Customers won’t just compare the price per terabyte or maximum IOPS. They’ll look at support response times, compatibility with VMware, Hyper-V, Kubernetes, or backup platforms, failure behavior, non-disruptive updates, integration with Fibre Channel and Ethernet networks, monitoring, security, SSD lifespan, and warranties.
The PAS7700 could represent an opportunity for Synology if it maintains its core strengths—simplicity and seamless feature integration—without falling short on the demanding requirements of large enterprises. Its value proposition will appeal to organizations seeking NVMe performance, high availability, and built-in protection without layered software complexity.

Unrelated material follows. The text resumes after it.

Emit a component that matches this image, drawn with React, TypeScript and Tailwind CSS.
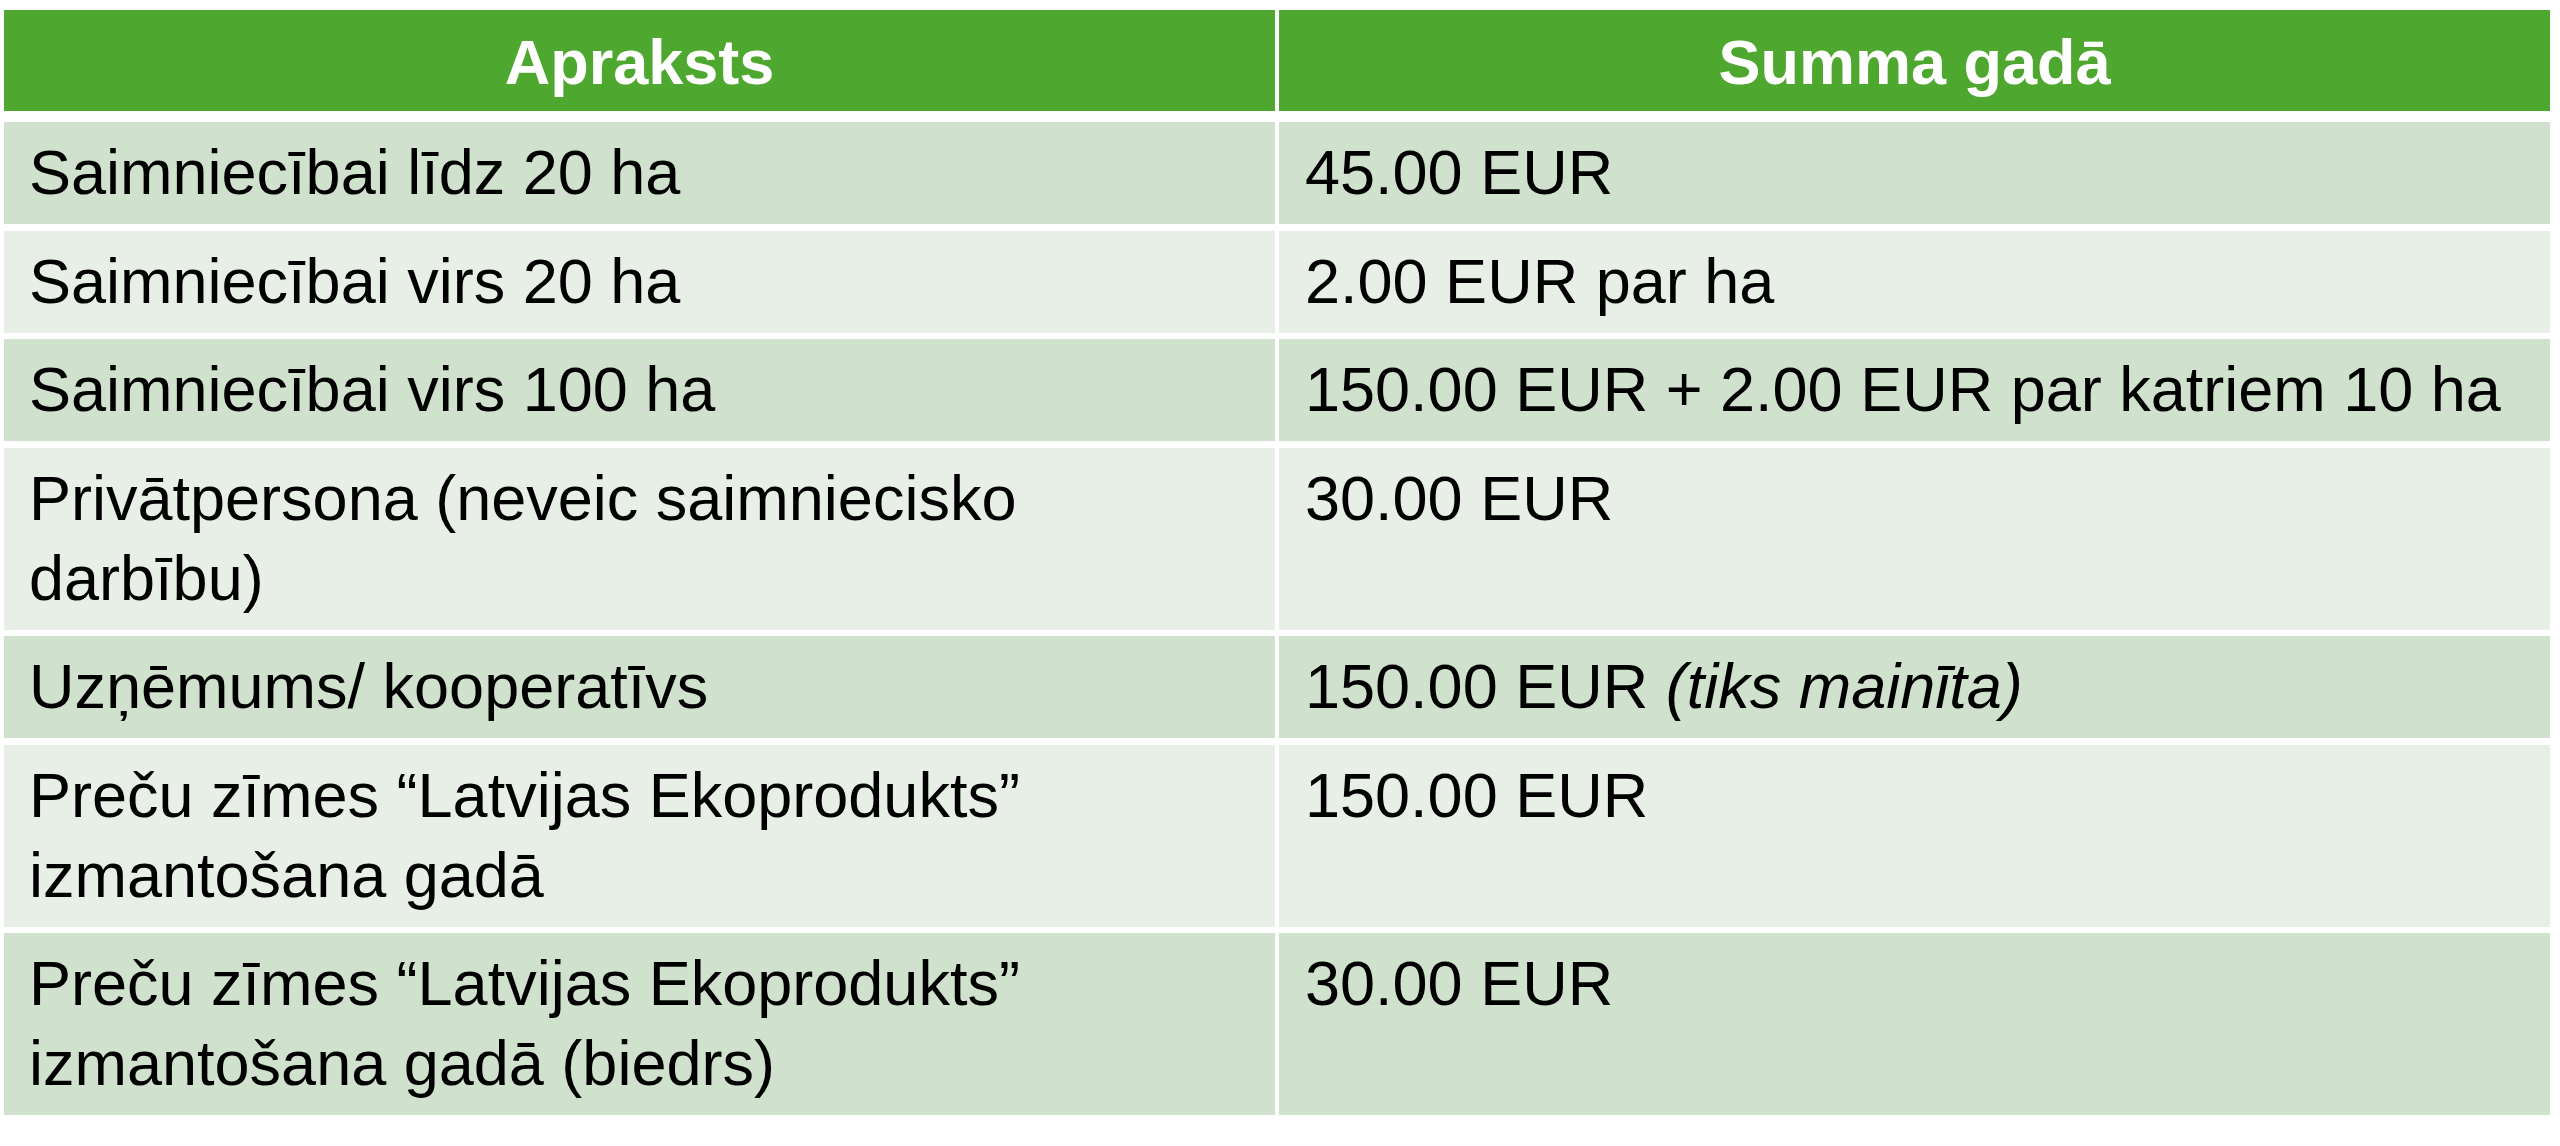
import React from "react";

type Row = { a: React.ReactNode; b: React.ReactNode; dark: boolean };

const rows: Row[] = [
  { a: "Saimniecībai līdz 20 ha", b: "45.00 EUR", dark: true },
  { a: "Saimniecībai virs 20 ha", b: "2.00 EUR par ha", dark: false },
  { a: "Saimniecībai virs 100 ha", b: "150.00 EUR + 2.00 EUR par katriem 10 ha", dark: true },
  {
    a: (
      <>
        Privātpersona (neveic saimniecisko
        <br />
        darbību)
      </>
    ),
    b: "30.00 EUR",
    dark: false,
  },
  {
    a: "Uzņēmums/ kooperatīvs",
    b: (
      <>
        150.00 EUR <span className="italic">(tiks mainīta)</span>
      </>
    ),
    dark: true,
  },
  {
    a: (
      <>
        Preču zīmes “Latvijas Ekoprodukts”
        <br />
        izmantošana gadā
      </>
    ),
    b: "150.00 EUR",
    dark: false,
  },
  {
    a: (
      <>
        Preču zīmes “Latvijas Ekoprodukts”
        <br />
        izmantošana gadā (biedrs)
      </>
    ),
    b: "30.00 EUR",
    dark: true,
  },
];

export default function App() {
  return (
    <div
      className="w-[2560px] h-[1146px] bg-white pt-[10px] pl-[4px] overflow-hidden"
      style={{ fontFamily: "'Liberation Sans', Arial, sans-serif" }}
    >
      <div className="w-[2546px] flex flex-col">
        <div className="grid grid-cols-2 gap-x-[4px] mb-[11px]">
          <div className="bg-[#4EA72E] text-white font-bold text-[63px] leading-[80px] pt-[12px] pb-[9px] text-center">
            Apraksts
          </div>
          <div className="bg-[#4EA72E] text-white font-bold text-[63px] leading-[80px] pt-[12px] pb-[9px] text-center">
            Summa gadā
          </div>
        </div>
        <div className="grid grid-cols-2 gap-x-[4px] gap-y-[6.5px]">
          {rows.map((r, i) => (
            <React.Fragment key={i}>
              <div
                className={`${r.dark ? "bg-[#D0E1CD]" : "bg-[#E8EFE6]"} text-black text-[63px] leading-[80px] pt-[10px] pb-[12px] pl-[25px] pr-[10px] whitespace-nowrap`}
              >
                {r.a}
              </div>
              <div
                className={`${r.dark ? "bg-[#D0E1CD]" : "bg-[#E8EFE6]"} text-black text-[63px] leading-[80px] pt-[10px] pb-[12px] pl-[26px] pr-[10px] whitespace-nowrap`}
              >
                {r.b}
              </div>
            </React.Fragment>
          ))}
        </div>
      </div>
    </div>
  );
}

The storage market is becoming polarized. Cloud is absorbing many secondary workloads and cold data, while organizations retain on-prem or private cloud environments for workloads that need low latency, control, security, predictable costs, or data sovereignty. In this space, an active-active NVMe platform with block and file protocols makes sense.
Synology isn’t just introducing another NAS. It’s making a statement: it aims to compete higher up the value chain in enterprise storage. The PAS7700 will need to prove in real-world use that its metrics translate into actual reliability, but the message is clear: the company wants to move from a backup/departamental storage option to a critical data center player.
Frequently Asked Questions
What is the Synology PAS7700?
An enterprise all-flash NVMe storage system with dual active-active controllers, 48 NVMe bays in a 4U chassis, supporting block and file protocols.
What performance does the PAS7700 deliver?
Synology states up to 2 million IOPS, sub-millisecond latency, and up to 30 GB/s throughput, based on internal testing.
Which protocols does it support?
NVMe-oF, iSCSI, Fibre Channel, SMB, and NFS, allowing diverse workloads.
Who is it designed for?
Organizations with critical workloads needing high availability, low latency, NVMe storage, data protection, and scalability in data centers.